Wednesday’s appeals court ruling on the constitutionality of the Affordable Care Act was undoubtedly a win for the Obama Administration. The Sixth Circuit, based in Cincinnati, agreed with a previous district court ruling that the law’s individual mandate does not violate the Constitution. Challengers argued in this case, as they have in others across the country, that the federal government’s legal right to regulate commerce should not apply to “inactivity,” i.e. a decision not to purchase health insurance. (The ACA will, beginning in 2014, require nearly all Americans to maintain health insurance coverage at all times or pay a penalty.)
Aside from being a victory for the Obama Administration, the Sixth Circuit decision can give us some clues about the strengths and weaknesses of both sides’ arguments. It shows that the government’s defense of the individual mandate is not purely partisan. One of the judges on the three-judge panel in the Sixth Circuit, Jeffrey S. Sutton, was appointed by George W. Bush and is the first Republican to agree with the Obama Department of Justice that the federal government has the power to enforce the individual mandate thanks to the Commerce Clause of the Constitution.
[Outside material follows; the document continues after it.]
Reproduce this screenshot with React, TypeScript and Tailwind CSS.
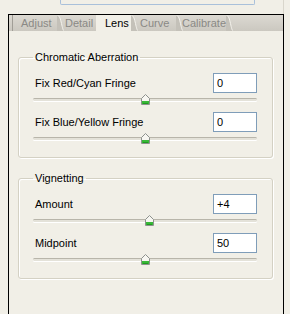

In Wednesday’s decision, Sutton, who previously clerked for Supreme Court Justice Antonin Scalia, wrote:
“No one is inactive when deciding how to pay for health care, as self-insurance and private insurance are two forms of action for addressing the same risk. Each requires affirmative choices; one is no less active than the other; and both affect commerce.”
Boyce F. Martin, a judge on the Sixth Circuit panel appointed by Jimmy Carter, said that challengers’ argument about “inactivity” doesn’t hold water. He wrote:
“Although there is no firm, constitutional bar that prohibits Congress from placing regulations on what could be described as inactivity, even if there were it would not impact this case due to the unique aspects of health care that make all individuals active in this market.”
The third judge, James L. Graham, was appointed by Ronald Reagan. He disagreed with Sutton and Martin on the Commerce Clause argument and issued a partial dissent. Graham, like other Republican-appointed district judges that have already ruled against the mandate, said allowing it to stand would essentially give the federal government limitless power. He wrote:
“If the exercise of power is allowed and the mandate upheld, it is difficult to see what the limits on Congress’s Commerce Clause authority would be. What aspect of human activity would escape federal power? The ultimate issue in this case is this: Does the notion of federalism still have vitality?”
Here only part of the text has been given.